The Quote of the Day (So Far!) is from Peter Berkowitz's Wall Street Journal essay on Bush-hatred:
Lord knows the Bush administration has blundered in its handling of legal issues that have arisen in the war on terror. But from the common progressive denunciations you would never know that the Bush administration has rejected torture as illegal. And you could easily overlook that in our system of government the executive branch, which has principal responsibility for defending the nation, is in wartime bound to overreach - especially when it confronts on a daily basis intelligence reports that describe terrifying threats - but that when checked by the Supreme Court the Bush administration has, in accordance with the system, promptly complied with the law. In short, Bush hatred is not a rational response to actual Bush perfidy. Rather, Bush hatred compels its progressive victims - who pride themselves on their sophistication and sensitivity to nuance - to reduce complicated events and multilayered issues to simple matters of good and evil. Like all hatred in politics, Bush hatred blinds to the other sides of the argument, and constrains the hater to see a monster instead of a political opponent.

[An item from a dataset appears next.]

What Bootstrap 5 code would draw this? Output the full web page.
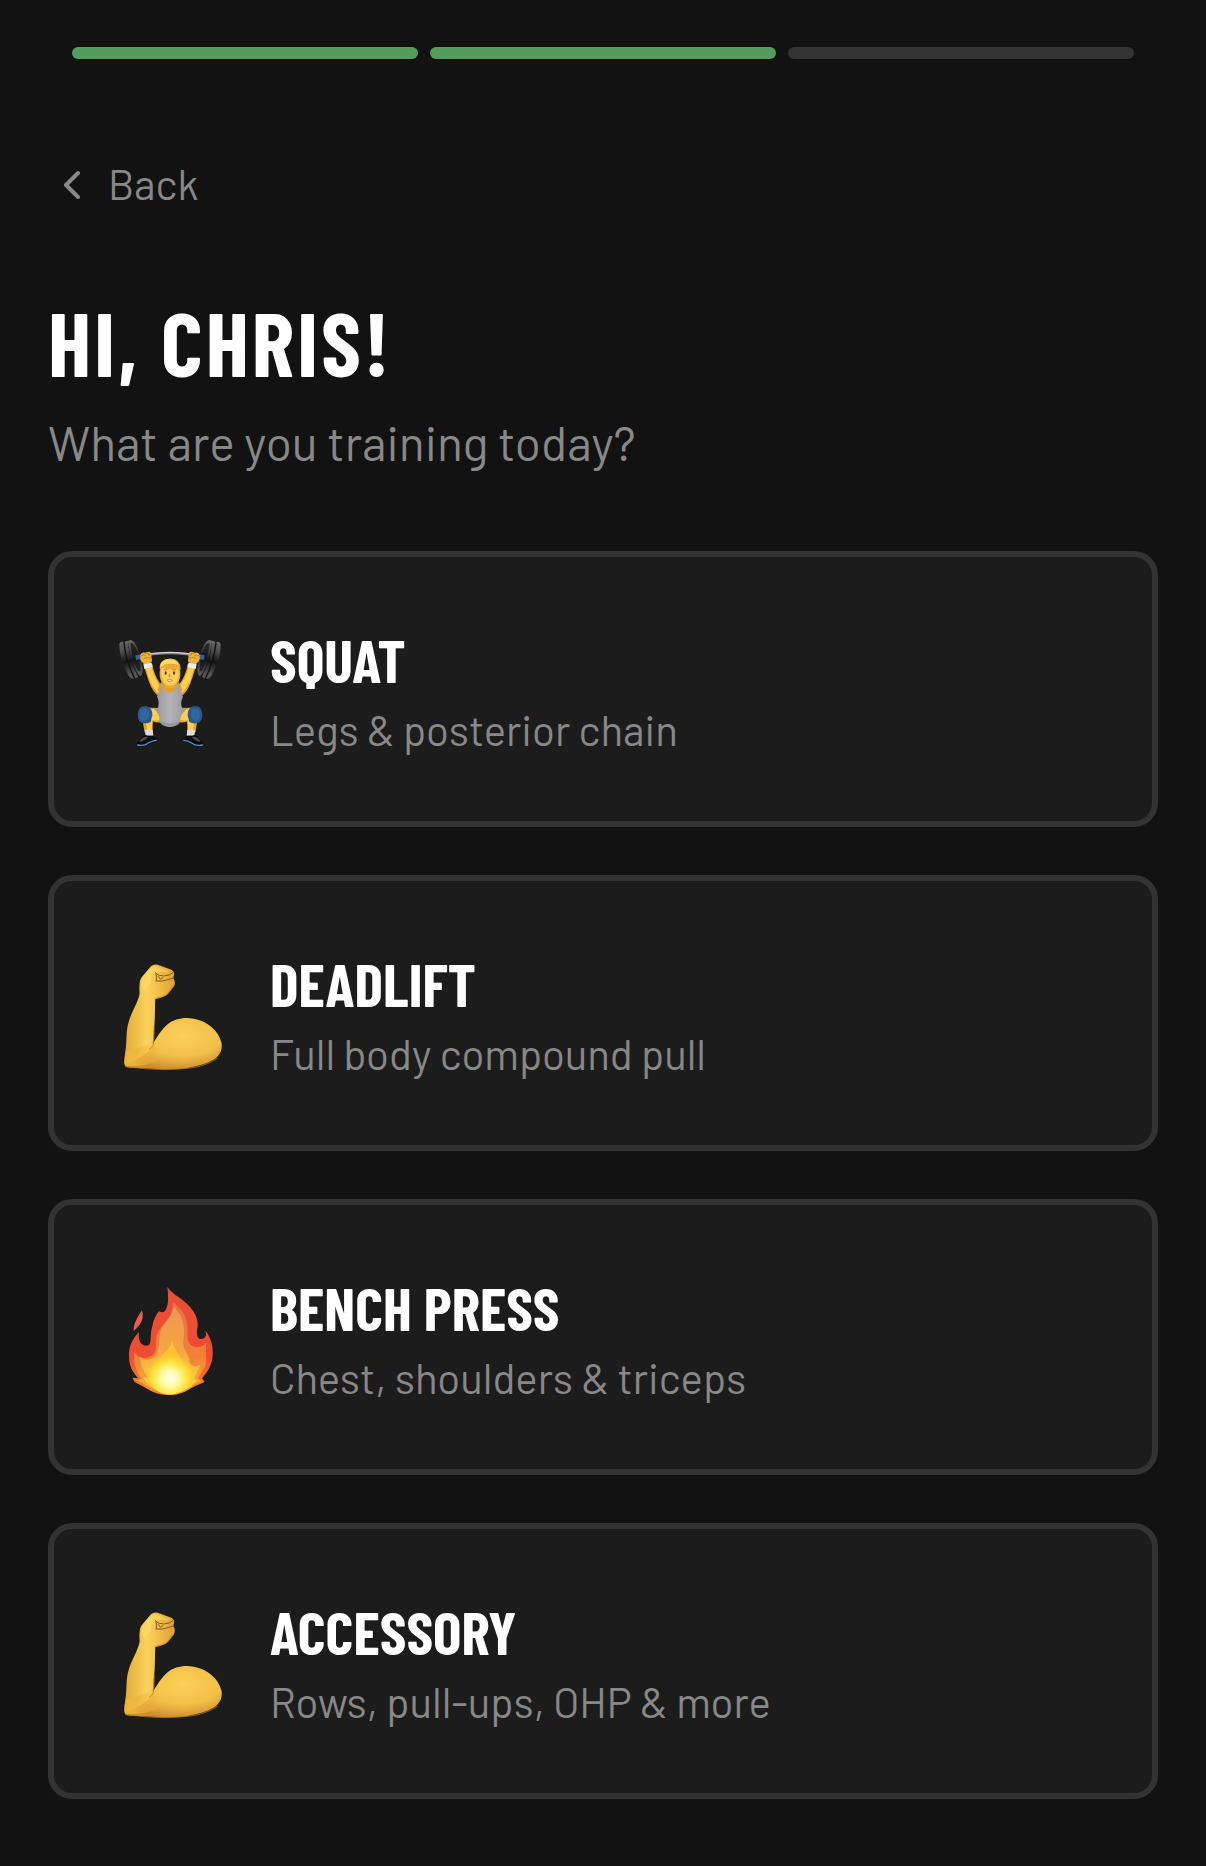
<!DOCTYPE html>
<html lang="en">
<head>
<meta charset="utf-8">
<meta name="viewport" content="width=device-width, initial-scale=1">
<title>Choose your training</title>
<link href="https://cdn.jsdelivr.net/npm/bootstrap@5.3.0/dist/css/bootstrap.min.css" rel="stylesheet">
<style>
  :root {
    --page: #121212;
    --panel: #1c1c1c;
    --edge: #333333;
    --muted: #888888;
    --done: #529d5b;
  }
  body {
    background: var(--page);
    color: #fff;
    font-family: Barlow, Roboto, "Liberation Sans", sans-serif;
    font-weight: 400;
  }
  .steps { padding: 47px 72px 0; gap: 12px; }
  .step { height: 12px; border-radius: 6px; background: var(--edge); }
  .step-done { background: var(--done); }
  .screen { padding: 94px 48px 60px; }
  .back-btn {
    gap: 24px;
    padding: 0 12px;
    font-size: 42px;
    line-height: 60px;
    color: var(--muted);
    border: 0;
  }
  .back-btn:hover { color: #fff; }
  .headline, .choice-title {
    font-family: "Barlow Condensed", "Roboto Condensed", "Liberation Sans Narrow", "Liberation Sans", sans-serif;
    font-weight: 700;
    text-transform: uppercase;
  }
  .headline { font-size: 90px; line-height: 108px; letter-spacing: 3px; margin: 74px 0 11px; }
  .question { font-size: 48px; line-height: 72px; color: var(--muted); margin: 0 0 73px; }
  .choices { gap: 48px; }
  .choice {
    gap: 48px;
    min-height: 276px;
    padding: 8px 60px 0;
    background: var(--panel);
    border: 6px solid var(--edge);
    border-radius: 24px;
    color: #fff;
  }
  .choice:hover { background: #222; border-color: var(--done); color: #fff; }
  .emoji { width: 108px; height: 108px; }
  .choice-title { font-size: 60px; line-height: 72px; }
  .choice-note { font-size: 42px; line-height: 68px; color: var(--muted); }
</style>
</head>
<body>
<!-- Shared drawings -->
<svg width="0" height="0" class="position-absolute" aria-hidden="true">
  <defs>
    <linearGradient id="forearm" x1="0" x2="1"><stop offset="0" stop-color="#e3a936"/><stop offset=".45" stop-color="#fbd25c"/><stop offset="1" stop-color="#e0a133"/></linearGradient>
    <radialGradient id="muscle" cx=".6" cy=".35" r=".65"><stop offset="0" stop-color="#fbd05a"/><stop offset=".6" stop-color="#f3c048"/><stop offset="1" stop-color="#d0902f"/></radialGradient>
    <linearGradient id="elbow" x1="0" x2="1"><stop offset="0" stop-color="#eeb63c"/><stop offset="1" stop-color="#f0bb44" stop-opacity="0"/></linearGradient>
    <linearGradient id="flameOuter" x1="0" y1="0" x2="0" y2="1"><stop offset="0" stop-color="#e65038"/><stop offset=".65" stop-color="#ee4d30"/><stop offset="1" stop-color="#f98e2c"/></linearGradient>
    <linearGradient id="flameMid" x1="0" y1="0" x2="0" y2="1"><stop offset="0" stop-color="#e9704a"/><stop offset=".6" stop-color="#f28038"/><stop offset="1" stop-color="#ffb92e"/></linearGradient>
    <linearGradient id="flameInner" x1="0" y1="0" x2="0" y2="1"><stop offset="0" stop-color="#ee9650"/><stop offset=".5" stop-color="#f5a544"/><stop offset="1" stop-color="#ffdc3c"/></linearGradient>
    <radialGradient id="flameCore" cx=".5" cy=".62" r=".6"><stop offset="0" stop-color="#fffff4"/><stop offset=".35" stop-color="#fffba0"/><stop offset=".7" stop-color="#ffe535" stop-opacity=".8"/><stop offset="1" stop-color="#ffc82e" stop-opacity="0"/></radialGradient>
    <linearGradient id="plate" x1="0" y1="0" x2=".3" y2="1"><stop offset="0" stop-color="#6e6e6e"/><stop offset=".35" stop-color="#444"/><stop offset=".6" stop-color="#141414"/><stop offset="1" stop-color="#555"/></linearGradient>
    <linearGradient id="vest" x1="0" x2="1"><stop offset="0" stop-color="#939398"/><stop offset=".5" stop-color="#b4b4b8"/><stop offset="1" stop-color="#939398"/></linearGradient>
    <symbol id="flex-arm" viewBox="42 54 324 324">
      <path fill="url(#muscle)" d="M73 350C82 330 120 305 155 303C170 278 183 255 203 238C222 222 251 216 281 221C323 228 356 258 364 292C371 326 349 345 310 358C266 373 213 376 174 372C140 369 105 372 80 367Q71 362 73 350Z"/>
      <path fill="url(#forearm)" d="M120 108Q122 99 130 91L153 64Q161 56 173 59L214 74Q224 79 222 90L220 100Q229 112 221 125L201 149Q188 158 166 162C164 190 166 224 162 252C160 278 162 296 157 308C139 326 116 342 76 360C71 350 74 334 76 321C82 285 76 258 88 224C100 192 116 167 119 145Q117 125 120 108Z"/>
      <path fill="url(#elbow)" d="M77 320Q118 300 159 302L210 320Q180 362 82 364Q72 360 74 345Z"/>
      <path fill="none" stroke="#bd7f26" stroke-width="4" opacity=".6" d="M76 364Q170 378 250 371Q320 365 352 338M163 245Q163 275 159 302L148 314M168 160Q192 156 204 145L222 121"/>
      <path fill="#ffdc6c" opacity=".5" d="M128 100L154 70Q163 62 177 68L206 80Q185 82 166 80Q151 92 154 114Q140 122 134 142Q121 124 128 100Z"/>
      <path fill="none" stroke="#8a5915" stroke-width="3" stroke-linecap="round" stroke-linejoin="round" d="M166 84Q172 92 190 93Q208 92 218 84M168 87Q172 97 168 108Q184 110 200 105L220 99M176 95L181 103L189 98"/>
    </symbol>
    <symbol id="flame" viewBox="42 51 324 324">
      <path fill="#ed5d50" d="M126 121Q133 146 119 164L101 184C100 163 109 147 126 121Z"/>
      <path fill="url(#flameOuter)" d="M202 51C220 76 251 87 270 111C290 134 297 155 291 181C289 203 299 211 311 205C321 199 318 189 316 182C331 199 340 226 338 253C338 282 323 306 306 325L314 336Q285 348 268 358Q240 376 210 375Q174 376 148 360Q127 348 104 336L97 323L115 325C97 307 87 286 87 258C86 228 97 207 117 185C114 206 119 225 137 227C160 229 147 198 157 169Q161 143 177 123Q186 131 195 123C207 104 205 77 202 51Z"/>
      <path fill="url(#flameMid)" d="M219 97C235 109 258 130 261 159C267 185 253 216 279 229Q299 238 320 218C312 239 328 271 310 300L293 325L304 333Q277 346 258 361Q211 382 162 359L110 330L126 327C107 304 100 276 103 246Q120 273 150 260C177 249 163 221 171 195C182 162 210 153 215 126Q219 110 219 97Z"/>
      <path fill="url(#flameInner)" d="M222 111Q216 133 196 158C173 186 181 209 174 239C168 267 139 279 119 259Q121 293 143 322L128 323Q159 363 208 370Q254 373 292 330L282 325L302 284Q274 300 268 270C265 250 247 239 250 210C256 173 251 141 222 111Z"/>
      <path fill="#ffc831" opacity=".8" d="M216 207Q215 229 195 246C177 262 174 282 173 305Q151 301 138 281Q148 316 159 324L138 326Q164 370 207 372Q253 370 283 329L262 325Q277 306 281 292Q257 305 250 283C242 253 222 245 216 207Z"/>
      <ellipse cx="210" cy="310" rx="66" ry="64" fill="url(#flameCore)"/>
    </symbol>
    <symbol id="lifter" viewBox="42 57 324 324">
      <path fill="none" stroke="#85878c" stroke-width="7" d="M111 111Q210 87 308 111"/>
      <path fill="none" stroke="#dedee0" stroke-width="3" d="M111 109Q210 85 308 109"/>
      <g id="weight">
        <path fill="url(#plate)" d="M58 72Q60 63 72 66Q84 82 98 126Q108 165 101 176Q92 178 84 165Q56 108 58 72Z"/>
        <path fill="#101010" d="M70 68Q77 60 83 66Q101 100 110 164Q108 176 101 174Q76 125 70 68Z"/>
        <path fill="url(#plate)" d="M74 65Q82 60 89 63Q107 98 117 166Q113 175 106 175Q80 126 74 65Z"/>
        <path fill="#101010" d="M84 66Q100 90 120 168L115 171Q88 125 84 66Z"/>
        <path fill="url(#plate)" d="M84 64Q94 54 104 68Q124 99 128 148Q128 168 119 169Q92 136 84 64Z"/>
        <path fill="#171717" opacity=".75" d="M91 70Q99 67 106 82Q120 109 122 150Q119 160 112 148Q95 115 91 70Z"/>
        <path fill="#2b64ae" d="M106 106L121 103L124 118L108 119Z"/>
      </g>
      <use href="#weight" transform="translate(420 0) scale(-1 1)"/>
      <g id="lifter-limbs">
        <path fill="#dda02d" d="M131 136L157 131Q161 161 177 185L189 205L176 229Q158 215 148 188Q139 164 131 136Z"/>
        <path fill="#fbcd50" d="M136 140L154 136Q158 163 174 188L184 205L173 219Q155 199 147 175Z"/>
        <path fill="#eee" d="M130 130L155 128L157 141L133 147Z"/>
        <path fill="#efb338" d="M121 105Q124 95 134 98L146 95Q155 96 154 106L156 124Q151 132 134 131Q122 128 121 115Z"/>
        <path fill="none" stroke="#af7221" stroke-width="2" d="M122 108Q130 101 137 108M134 100Q142 96 148 106M145 98L150 108M130 116Q140 110 153 114"/>
        <path fill="#e1a22e" d="M143 263L184 264L192 305Q174 311 158 304L158 337H134L128 304Z"/>
        <path fill="#fbcd50" d="M153 267L179 266L183 298Q169 305 158 301L155 332H142L136 304Z"/>
        <path fill="#29578f" d="M115 272Q120 256 140 259Q158 265 157 286L152 306Q136 315 119 305Q110 290 115 272Z"/>
        <path fill="#3a6eaa" opacity=".6" d="M122 271Q134 260 146 270Q151 288 139 302Q125 305 120 294Z"/>
        <path fill="#dcdcdc" d="M134 329H158L160 347H137Z"/>
        <path fill="#0c0c0c" d="M134 344Q146 349 160 347L170 356Q171 366 157 368L133 379Q116 381 110 373Q115 358 134 344Z"/>
        <path fill="#4b4b4b" d="M119 362Q130 348 144 351Q137 362 119 366Z"/>
        <path fill="none" stroke="#5590d0" stroke-width="4" stroke-linecap="round" d="M113 375Q133 379 145 369Q158 361 169 361"/>
      </g>
      <use href="#lifter-limbs" transform="translate(420 0) scale(-1 1)"/>
      <path fill="#e0a12d" d="M183 186Q210 218 237 186L248 211Q211 238 172 211Z"/>
      <path fill="url(#vest)" d="M183 191C188 213 193 218 211 218Q228 217 235 190L241 200Q239 216 249 230Q240 248 246 263L262 266Q240 280 240 307Q232 319 209 321Q187 319 179 307Q179 277 160 266L174 264Q179 247 171 229Q181 219 179 196Z"/>
      <path fill="#77777c" opacity=".4" d="M180 304Q209 316 239 304L237 314Q210 326 184 315Z"/>
      <ellipse cx="210" cy="161" rx="31" ry="43" fill="#e9ae38"/>
      <path fill="#fccf52" d="M184 142Q207 153 236 146Q239 180 224 192Q210 200 195 191Q183 176 184 142Z"/>
      <path fill="#e8ac38" d="M180 150Q174 121 205 116Q240 112 242 148L236 154Q233 142 222 139Q201 146 190 137Q186 144 180 150Z"/>
      <path fill="#ffda6b" d="M181 142Q181 119 207 117Q230 117 236 135Q220 128 194 133Q188 139 181 142Z"/>
      <path fill="none" stroke="#a06f22" stroke-width="2" stroke-linecap="round" d="M192 150L201 149M218 149L227 150M209 162L207 169L213 169"/>
      <ellipse cx="197" cy="159" rx="3" ry="5" fill="#4b2b12"/><ellipse cx="222" cy="159" rx="3" ry="5" fill="#4b2b12"/>
      <path fill="#f6e3c4" stroke="#b8762c" stroke-width="2" d="M201 180Q209 175 217 180Q215 185 209 185Q203 185 201 180Z"/>
    </symbol>
  </defs>
</svg>

<div class="steps d-flex" role="group" aria-label="Step 2 of 3">
  <div class="step step-done flex-fill"></div>
  <div class="step step-done flex-fill"></div>
  <div class="step flex-fill"></div>
</div>

<main class="screen">
  <button type="button" class="back-btn btn d-flex align-items-center">
    <svg width="24" height="32" viewBox="0 0 24 32" fill="none" stroke="currentColor" stroke-width="4" stroke-linecap="round" stroke-linejoin="round" aria-hidden="true"><path d="M18 6L6 18L18 30"/></svg>
    <span>Back</span>
  </button>

  <h1 class="headline">Hi, Chris!</h1>
  <p class="question">What are you training today?</p>

  <div class="choices d-flex flex-column">
    <button type="button" class="choice btn d-flex align-items-center text-start">
      <svg class="emoji flex-shrink-0" aria-hidden="true"><use href="#lifter"/></svg>
      <span class="d-flex flex-column">
        <span class="choice-title">Squat</span>
        <span class="choice-note">Legs &amp; posterior chain</span>
      </span>
    </button>
    <button type="button" class="choice btn d-flex align-items-center text-start">
      <svg class="emoji flex-shrink-0" aria-hidden="true"><use href="#flex-arm"/></svg>
      <span class="d-flex flex-column">
        <span class="choice-title">Deadlift</span>
        <span class="choice-note">Full body compound pull</span>
      </span>
    </button>
    <button type="button" class="choice btn d-flex align-items-center text-start">
      <svg class="emoji flex-shrink-0" aria-hidden="true"><use href="#flame"/></svg>
      <span class="d-flex flex-column">
        <span class="choice-title">Bench Press</span>
        <span class="choice-note">Chest, shoulders &amp; triceps</span>
      </span>
    </button>
    <button type="button" class="choice btn d-flex align-items-center text-start">
      <svg class="emoji flex-shrink-0" aria-hidden="true"><use href="#flex-arm"/></svg>
      <span class="d-flex flex-column">
        <span class="choice-title">Accessory</span>
        <span class="choice-note">Rows, pull-ups, OHP &amp; more</span>
      </span>
    </button>
  </div>
</main>
<script src="https://cdn.jsdelivr.net/npm/bootstrap@5.3.0/dist/js/bootstrap.bundle.min.js"></script>
</body>
</html>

Or as Andrew Ferguson put it four years ago:
The Bush-haters know they must scramble for more high-minded reasons to explain themselves, and this year's stack of new books is the unpersuasive product of their efforts. Taken together the books make plain, if only inadvertently, that the cause of our most recent outbreak of Gasket Disease is something much deeper than policy, much deeper even than politics, plunging down and down into the mysteries of cultural identity in fractured America. At the end of 'Bushwhacked,' Molly Ivins speaks for all Bush-haters when, with typical artlessness, she sums up our present state of affairs: 'There is something creepy about what is happening here.' But they can't quite put their finger on what it is.
There's a widespread opinion that after eight years of Bush and Bush-hatred, America is ready for a president who will cool the partisan temperature in Washington. That may be true. But what if it isn't? What if polarization is exactly what partisans want?